The extra hour I left it in didn't actually make it rise any higher (or as Claire likes to call it, 'Michelin it up'). In fact, I might have overproofed it, and also made the dough and butter far too warm. While I did put it back in the fridge for 20 mins as stated before baking, it wasn't enough to save it.

  1. Don't use these plastic brushes for egg washing. They're fine for regular breads, but when you have to do only the smooth sides and not touch the exposed edges for fear of fusing them shut with egg wash and preventing a proper spread in the oven, these plastic brushes SUCK ASS.

I was fighting my tool the entire time. It simply didn't hold the egg wash and I was forced to do quick dollops. Incredibly painful procedure. Just buy a proper brush, please.

  1. First twenty minutes of baking. Photo taken when the croissants need to be swapped top to bottom, front to back. You can see the butter has completely melted out which is basically what happens when your dough is too warm. My heart broke when I saw this.

  2. Finished, but the amount of butter leaked out on that tray is...oof. I had to remove the croissants to cool separately, then spent a good 10-15 minutes slowly wiping the melted butter before washing the trays with warm water and soap.

IMG_5830

Notice how flat the croissants are. That's synonymous with overproofing + being too warm so the butter completely melted out and pooled in the tray. I think they're slightly overbaked? I was told to bake at 190C but I knew my oven was a bit stronger so I dropped it to 185C. Probably should've kept going down.

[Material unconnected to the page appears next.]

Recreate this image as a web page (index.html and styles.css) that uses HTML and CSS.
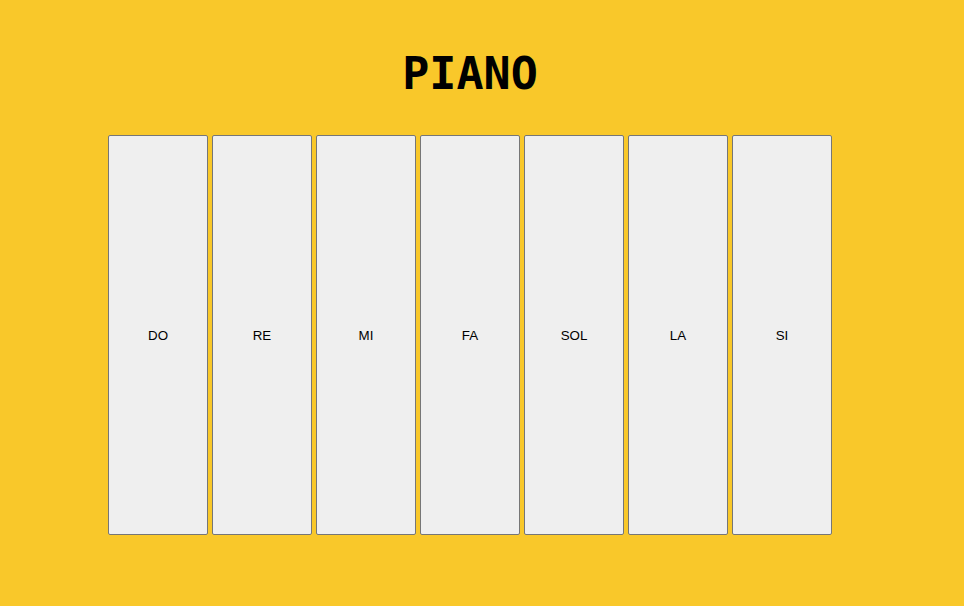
FILE: index.html
```html
<!DOCTYPE html>
<html>
<head>
<meta charset="utf-8">
<link rel="stylesheet" href="styles.css">
</head>
<body>
<main class="page">
  <h1 class="title">PIANO</h1>
  <div class="keys">
    <button class="key">DO</button>
    <button class="key">RE</button>
    <button class="key">MI</button>
    <button class="key">FA</button>
    <button class="key">SOL</button>
    <button class="key">LA</button>
    <button class="key">SI</button>
  </div>
</main>
</body>
</html>
```
FILE: styles.css
```css
html, body {
  margin: 0;
  padding: 0;
  background: #f9c82a;
  height: 100%;
}
.page {
  width: 940px;
  display: flex;
  flex-direction: column;
  align-items: center;
}
.title {
  margin: 44px 0 0;
  height: 91px;
  font-family: "DejaVu Sans Mono", monospace;
  font-weight: bold;
  font-size: 45px;
  line-height: 60px;
  color: #000;
}
.keys {
  display: flex;
  gap: 4px;
}
.key {
  width: 100px;
  height: 400px;
  background: #efefef;
  border: 1px solid #767676;
  border-radius: 2px;
  font-family: "Liberation Sans", Arial, sans-serif;
  font-size: 13.33px;
  color: #000;
  padding: 0;
}
```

But I did my best. my besht!

All the layers and flavour is there, but there's none of that beautiful airy spiral. So the texture is missing, and it's a little bit drier due to the loss of butter.

Key takeaways:

One of my biggest surprises when eating it was that this tasted a lot closer to an Australian croissant. I'm talking from my own experience here, but whenever I have authentic, French-made croissants in NZ at some of the highest rated shops here, they're always softer and lighter. But when I was in Sydney and Melbourne (and of course, the infamous Lune), every single croissant I had was significantly harder and chewier.

I came back from holiday preferring the Aussie ones, and Claire's recipe reminds me of them; more baked, crispier, chewier, and texturally more interesting with every bite.